Craic with the ‘Ceol’, 20 years down the road
TWENTY years ago they were a bunch of youngsters on a song and dance tour across Australia and at the weekend they got together again to catch up on each other’s lives, reminisce about their eye-opening time on the road together and, of course, to play a few tunes.
They were the members of Ceol Chiarraí who lugged their instruments and dancing shoes to Shannon on April 15, 1995, flew to London, onwards to Perth and then embarked on a gruelling bus and plane schedule that brought them across South Australia, via Adelaide, Canberra and Sydney to Brisbane.
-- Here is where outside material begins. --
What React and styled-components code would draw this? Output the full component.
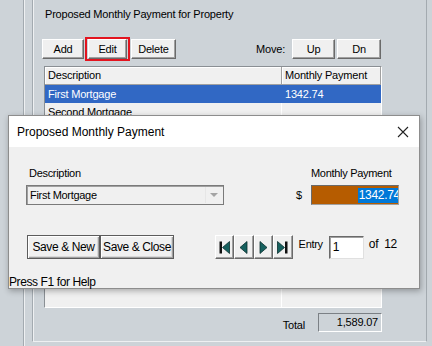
import React from 'react';
import styled, { createGlobalStyle } from 'styled-components';

const Global = createGlobalStyle`
  html, body { margin: 0; padding: 0; }
  body { font-family: "Liberation Sans", Arial, sans-serif; font-size: 11px; color: #000; }
`;

const Page = styled.div`
  position: relative;
  width: 432px;
  height: 346px;
  overflow: hidden;
  background: #cdd3d8;
  display: flex;
`;

const Gutter = styled.div`
  width: 23px;
  flex: none;
`;

const Rail = styled.div`
  width: 8px;
  flex: none;
  border-left: 1px solid #a3aab0;
  box-shadow: inset 1px 0 0 #eef0f2;
`;

const Panel = styled.div`
  width: 395px;
  height: 342px;
  flex: none;
  border-left: 1px solid #a3aab0;
  border-right: 1px solid #a3aab0;
  border-bottom: 1px solid #eef0f2;
  box-shadow: inset 1px 0 0 #eef0f2;
  padding: 7px 0 0 9px;
  box-sizing: border-box;
  display: flex;
  flex-direction: column;
`;

const PanelTitle = styled.div`
  margin-left: 3px;
  height: 14px;
  line-height: 14px;
  letter-spacing: -0.2px;
`;

const Toolbar = styled.div`
  margin-top: 15px;
  width: 339px;
  height: 26px;
  display: flex;
  align-items: center;
`;

const Button = styled.button`
  font: inherit;
  letter-spacing: -0.2px;
  width: ${p => p.$w}px;
  height: 20px;
  padding: 0;
  margin: 0 ${p => p.$gap || 0}px 0 0;
  background: #f0f0f0;
  border: 1px solid;
  border-color: #ffffff #6a6a6a #6a6a6a #ffffff;
  box-shadow: inset -1px -1px 0 #a0a0a0;
  color: #000;
  flex: none;
`;

const Highlight = styled.div`
  border: 2px solid #e3141f;
  padding: 0 1px;
  margin-right: 1px;
  height: 24px;
  box-sizing: border-box;
  display: flex;
  align-items: center;
`;

const MoveLabel = styled.span`
  margin-left: auto;
  margin-right: 7px;
  letter-spacing: -0.2px;
`;

const List = styled.div`
  margin: 4px 0 0 2px;
  width: 338px;
  height: 242px;
  box-sizing: border-box;
  border: 1px solid;
  border-color: #8a8f94 #ffffff #ffffff #8a8f94;
  background: #f0f0f0;
  display: grid;
  grid-template-columns: 237px 1fr;
  grid-template-rows: 18px 18px 18px 1fr;
`;

const HeadCell = styled.div`
  padding-left: 3px;
  line-height: 16px;
  background: #f0f0f0;
  border-right: 1px solid #a0a0a0;
  border-bottom: 1px solid #a0a0a0;
  box-shadow: inset 1px 1px 0 #fff;
  letter-spacing: -0.2px;
`;

const Cell = styled.div`
  padding-left: 3px;
  line-height: 18px;
  letter-spacing: -0.2px;
  background: ${p => (p.$selected ? '#3168c4' : 'transparent')};
  color: ${p => (p.$selected ? '#fff' : '#000')};
  border-right: ${p => (p.$divider ? '1px solid #ffffff' : 'none')};
`;

const Filler = styled.div`
  border-right: ${p => (p.$divider ? '1px solid #ffffff' : 'none')};
`;

const TotalRow = styled.div`
  margin-top: 5px;
  width: 340px;
  display: flex;
  align-items: center;
  justify-content: flex-end;
`;

const TotalLabel = styled.span`
  margin-right: 13px;
  letter-spacing: -0.2px;
  padding-top: 4px;
`;

const TotalBox = styled.div`
  width: 64px;
  height: 19px;
  box-sizing: border-box;
  border: 1px solid;
  border-color: #7b8085 #ffffff #ffffff #7b8085;
  text-align: right;
  padding-right: 3px;
  line-height: 16px;
  letter-spacing: -0.2px;
`;

/* dialog window, laid over the panel */
const Dialog = styled.div`
  position: absolute;
  left: 8px;
  top: 115px;
  width: 412px;
  height: 174px;
  box-sizing: border-box;
  border: 1px solid #8d8d8d;
  box-shadow: 1px 2px 6px rgba(0, 0, 0, 0.3);
  background: #f0f0f0;
  display: flex;
  flex-direction: column;
`;

const TitleBar = styled.div`
  height: 31px;
  flex: none;
  background: #fff;
  display: flex;
  align-items: center;
  justify-content: space-between;
  padding: 0 10px 0 8px;
  font-size: 12px;
`;

const CloseIcon = styled.svg`
  width: 12px;
  height: 12px;
`;

const Body = styled.div`
  flex: 1;
  display: flex;
  flex-direction: column;
`;

const FieldsRow = styled.div`
  display: flex;
  justify-content: space-between;
  padding: 19px 20px 0 17px;
`;

const Field = styled.div`
  display: flex;
  flex-direction: column;
`;

const Label = styled.span`
  margin-left: ${p => p.$indent || 0}px;
  height: 14px;
  line-height: 14px;
  margin-bottom: 5px;
  letter-spacing: -0.3px;
`;

const Combo = styled.div`
  width: 198px;
  height: 20px;
  box-sizing: border-box;
  border: 1px solid #7a7a7a;
  box-shadow: inset 1px 1px 0 #a0a0a0;
  background: #f0f0f0;
  display: flex;
  align-items: center;
`;

const ComboText = styled.span`
  flex: 1;
  padding-left: 3px;
  letter-spacing: -0.3px;
`;

const ComboArrow = styled.div`
  width: 16px;
  height: 16px;
  margin-right: 1px;
  border-left: 1px solid #e6e6e6;
  display: flex;
  align-items: center;
  justify-content: center;
  &::after {
    content: '';
    border-left: 4px solid transparent;
    border-right: 4px solid transparent;
    border-top: 4px solid #a4a4a4;
  }
`;

const MoneyGrid = styled.div`
  display: grid;
  grid-template-columns: auto 88px;
  column-gap: 9px;
  align-items: center;
`;

const Amount = styled.div`
  width: 88px;
  height: 20px;
  box-sizing: border-box;
  border: 1px solid;
  border-color: #6a6a6a #a0a0a0 #a0a0a0 #6a6a6a;
  background: #b65c00;
  overflow: hidden;
  display: flex;
  justify-content: flex-end;
  align-items: center;
  font-size: 12px;
`;

const Selected = styled.span`
  background: #0078d7;
  color: #fff;
  margin-right: -2px;
  line-height: 15px;
  padding-left: 1px;
  letter-spacing: -0.3px;
`;

const ActionsRow = styled.div`
  margin-top: 30px;
  padding: 0 22px 0 18px;
  display: flex;
  align-items: center;
`;

const SaveButton = styled.button`
  font: inherit;
  font-size: 12px;
  letter-spacing: -0.4px;
  width: ${p => p.$w}px;
  height: 24px;
  padding: 0;
  background: #f0f0f0;
  border: 1px solid #5c5c5c;
  box-shadow: inset 1px 1px 0 #ffffff, inset -1px -1px 0 #a0a0a0, inset -2px -2px 0 #d8d8d8;
  color: #000;
`;

const NavGroup = styled.div`
  margin-left: auto;
  display: flex;
`;

const NavButton = styled.button`
  width: 19.5px;
  height: 24px;
  padding: 0;
  background: #f0f0f0;
  border: 1px solid;
  border-color: #ffffff #6a6a6a #6a6a6a #ffffff;
  box-shadow: inset -1px -1px 0 #a0a0a0;
  display: flex;
  align-items: center;
  justify-content: center;
`;

const EntryLabel = styled.span`
  margin: 0 6px 0 6px;
  align-self: flex-start;
  line-height: 18px;
  letter-spacing: -0.3px;
`;

const EntryInput = styled.div`
  width: 35px;
  height: 23px;
  box-sizing: border-box;
  border: 1px solid;
  border-color: #6a6a6a #e0e0e0 #e0e0e0 #6a6a6a;
  box-shadow: inset 1px 1px 0 #a0a0a0;
  background: #fff;
  padding: 3px 0 0 3px;
  font-size: 12px;
`;

const OfLabel = styled.span`
  margin-left: 5px;
  align-self: flex-start;
  line-height: 18px;
  word-spacing: 3px;
  font-size: 12px;
  letter-spacing: -0.3px;
`;

const Status = styled.div`
  margin-top: auto;
  line-height: 12px;
  font-size: 12px;
  letter-spacing: -0.4px;
`;

const navShapes = {
  first: (
    <>
      <rect x="1.5" y="1.5" width="2.5" height="12" fill="#111" />
      <polygon points="11.5,1.5 4.5,7.5 11.5,13.5" fill="#17615f" stroke="#0a2f2f" strokeWidth="0.8" />
    </>
  ),
  prev: <polygon points="10,1.5 3,7.5 10,13.5" fill="#17615f" stroke="#0a2f2f" strokeWidth="0.8" />,
  next: <polygon points="3,1.5 10,7.5 3,13.5" fill="#17615f" stroke="#0a2f2f" strokeWidth="0.8" />,
  last: (
    <>
      <polygon points="1.5,1.5 8.5,7.5 1.5,13.5" fill="#17615f" stroke="#0a2f2f" strokeWidth="0.8" />
      <rect x="9" y="1.5" width="2.5" height="12" fill="#111" />
    </>
  ),
};

const NavIcon = ({ kind }) => (
  <svg width="13" height="15" viewBox="0 0 13 15">
    {navShapes[kind]}
  </svg>
);

export default function App() {
  return (
    <>
      <Global />
      <Page>
        <Gutter />
        <Rail />
        <Panel>
          <PanelTitle>Proposed Monthly Payment for Property</PanelTitle>
          <Toolbar>
            <Button $w={42} $gap={1}>Add</Button>
            <Highlight>
              <Button $w={39}>Edit</Button>
            </Highlight>
            <Button $w={45}>Delete</Button>
            <MoveLabel>Move:</MoveLabel>
            <Button $w={43} $gap={2}>Up</Button>
            <Button $w={44}>Dn</Button>
          </Toolbar>
          <List>
            <HeadCell>Description</HeadCell>
            <HeadCell>Monthly Payment</HeadCell>
            <Cell $selected>First Mortgage</Cell>
            <Cell $selected>1342.74</Cell>
            <Cell $divider>Second Mortgage</Cell>
            <Cell />
            <Filler $divider />
            <Filler />
          </List>
          <TotalRow>
            <TotalLabel>Total</TotalLabel>
            <TotalBox>1,589.07</TotalBox>
          </TotalRow>
        </Panel>

        <Dialog>
          <TitleBar>
            <span>Proposed Monthly Payment</span>
            <CloseIcon viewBox="0 0 12 12">
              <path d="M1 1 L11 11 M11 1 L1 11" stroke="#222" strokeWidth="1.1" />
            </CloseIcon>
          </TitleBar>
          <Body>
            <FieldsRow>
              <Field>
                <Label $indent={3}>Description</Label>
                <Combo>
                  <ComboText>First Mortgage</ComboText>
                  <ComboArrow />
                </Combo>
              </Field>
              <MoneyGrid>
                <span />
                <Label>Monthly Payment</Label>
                <span>$</span>
                <Amount>
                  <Selected>1342.74</Selected>
                </Amount>
              </MoneyGrid>
            </FieldsRow>
            <ActionsRow>
              <SaveButton $w={73}>Save &amp; New</SaveButton>
              <SaveButton $w={74}>Save &amp; Close</SaveButton>
              <NavGroup>
                <NavButton><NavIcon kind="first" /></NavButton>
                <NavButton><NavIcon kind="prev" /></NavButton>
                <NavButton><NavIcon kind="next" /></NavButton>
                <NavButton><NavIcon kind="last" /></NavButton>
              </NavGroup>
              <EntryLabel>Entry</EntryLabel>
              <EntryInput>1</EntryInput>
              <OfLabel>of 12</OfLabel>
            </ActionsRow>
            <Status>Press F1 for Help</Status>
          </Body>
        </Dialog>
      </Page>
    </>
  );
}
There followed a stop in Singapore and another in Dubai, where they played at a Rose of Tralee selection night, before they got back home, a month older and years wiser.
The tour was organised by Ceol Chiarrai founder Micheál Carr, now based in Ballybunion and coincidentally currently organising a Ceol Chiarrai-style summer residency in Killarney’s INEC, It was a tough month of interminable travel, rehearsals, sound checks and gigs at venues ranging from major theatres to lost community halls.
On Friday night in the Shamrock Bar in Newcastlewest they remembered the craic, the banter and the late night escapades that helped forge life-long friendships. They remembered being constantly wrecked and especially they recalled the warm hospitality of the host families who provided accommodation and home comforts along the way.
With the exception of teacher Maura Walsh from Lixnaw, music is no longer a full time occupation for the members of that Ceol Chiarrai outfit - but it does remain a passion in their lives.
Diarmuid O’Brien from Glin, now living in Newcastlewest and working as a Garda sergeant in Clare, was a champion fiddle player as a teenager; he still is and demonstrated that on a CD he released a couple of years ago. His fellow Glin natives, Pa Foley and Matthew Reidy, work as dairy farmer and quantity surveyor respectively but the box and banjo are never far away. Deirdre Scanlon from Monagea, Newcastlewest, lives in Corofin, works as a Garda in Ennistymon and is still the songbird she was 20 years ago. Con Forde, from and still living in Millstreet, is now a painter. He doesn’t play the pipes much these days - except for weddings and funerals. Caroline Daly from Newcastlewest sees a lot of the world as a British Airways air hostess. She dances ‘now and again’; Friday night in the Shamrock was one of those occasions. She hasn’t lost it!
The Kerryman was invited by Micheál Carr to send a reporter on that trip to Australia - it was the junket of a lifetime that turned into something of a job as a roadie along the way. Right and proper then to join the reunion. Not everybody could make it, given family commitments and so on, but the gathering was representative of the group. As expected, the craic was mighty and the tunes extended into the night. Nobody got much sleep on this occasion either!